Anna Schnell war mit ihrem Mann auf Weltreise. Sie wollte erleben, wie innovativ die Welt arbeitet.

New Work bedeutet mehr als Tischtennisplatten und bunte Büros, sie stehe vor allem für eine Mindset- und Kulturfrage, schreibt Autorin und Unternehmerin Anna Schnell. Sie bereiste mit ihrem Mann die Welt und erkundete moderne Arbeitswelten. Dabei lernte sie, wie Innovationen in modernen Unternehmenskulturen gedeihen können. Ein Gastbeitrag.

 von Anna Schnell

Mein Mann Nils und ich waren von Mai 2018 bis April 2020 auf unserer #modernworktour. Auf dieser modernen Walz haben wir uns in 34 Ländern angeschaut, wie innovatives Arbeiten in den entlegensten Orten unserer Welt funktioniert. Uns war dabei wichtig, internationale Hotspots wie Tel Aviv in Israel oder Shenzhen in China zu erkunden. Genauso wollten wir aber auch an ungewöhnlichen Orten nach Elementen der New Work suchen. Wir waren in Ulaanbaatar, Hauptstadt der Mongolei, oder in Kampala, Uganda.

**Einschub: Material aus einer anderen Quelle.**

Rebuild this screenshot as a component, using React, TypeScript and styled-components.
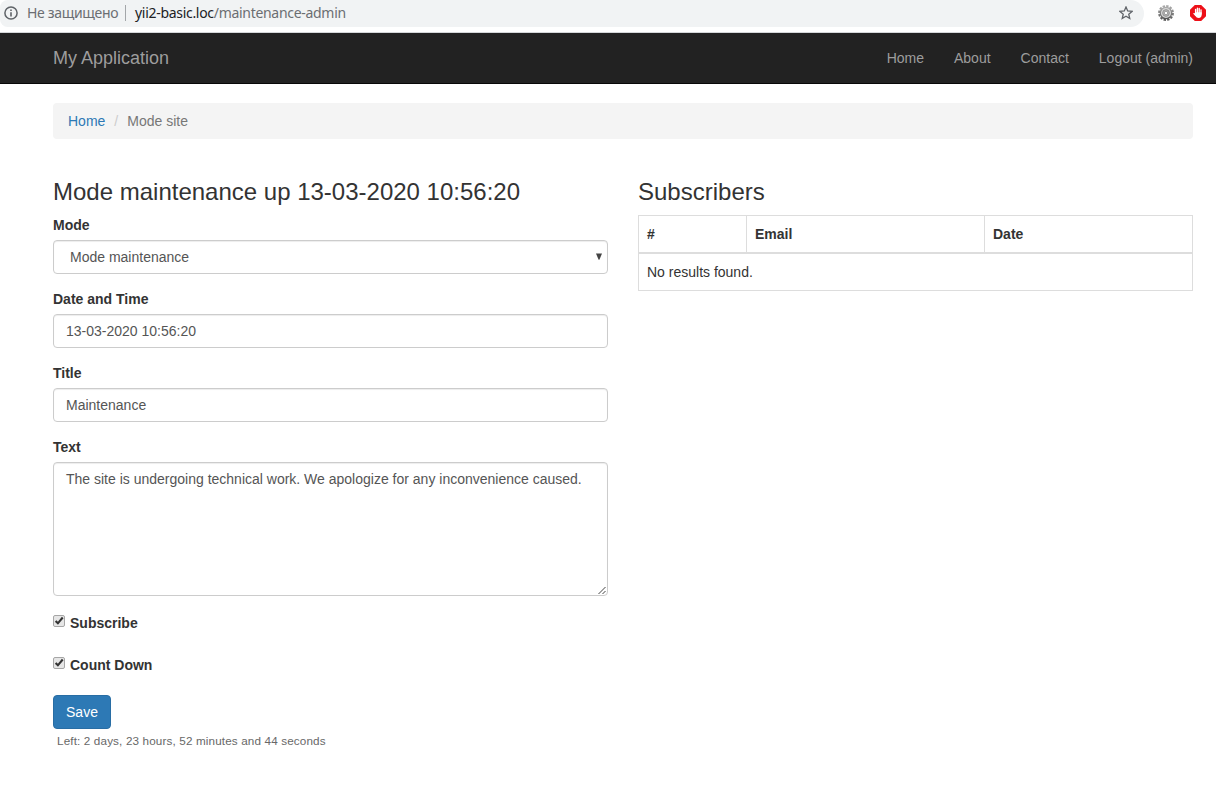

Uns hat es schon früh interessiert, wie Menschen in anderen Teilen dieser Welt zusammenarbeiten und vor allem, was wir von ihnen lernen können. Da wir uns seit vielen Jahren mit neuen Arbeitskonzepten wie der "New Work" beschäftigen, ist die Idee der "modernen Walz" entstanden. Auf der Reise wollten wir nicht nur erfahren, wie anderswo gearbeitet wird, sondern zudem unsere eigene Expertise an die Firmen in diesen Ländern weitergeben. So haben wir auf unserer #modernworktour 48 Interviews geführt und von inspirierenden Menschen gelernt. Gleichzeitig durften wir für über 120 Unternehmen Gespräch-Sessions oder Coachings leiten. Das war eine ganz besondere Erfahrung für alle Beteiligten.

In den 34 Ländern begegneten wir vielen Menschen, die Zusammenarbeit neu denken, proaktiv an Herausforderungen arbeiten oder zumindest bei der Lösungssuche mitwirken wollen. Damit modernes Arbeiten gelingen kann, sind vor allem die Macherinnen und Macher wichtig, die eine Innovation mit persönlicher Energie vorantreiben möchten. Im Sinne von New Work fallen mir auf Anhieb drei tolle Beispiele ein.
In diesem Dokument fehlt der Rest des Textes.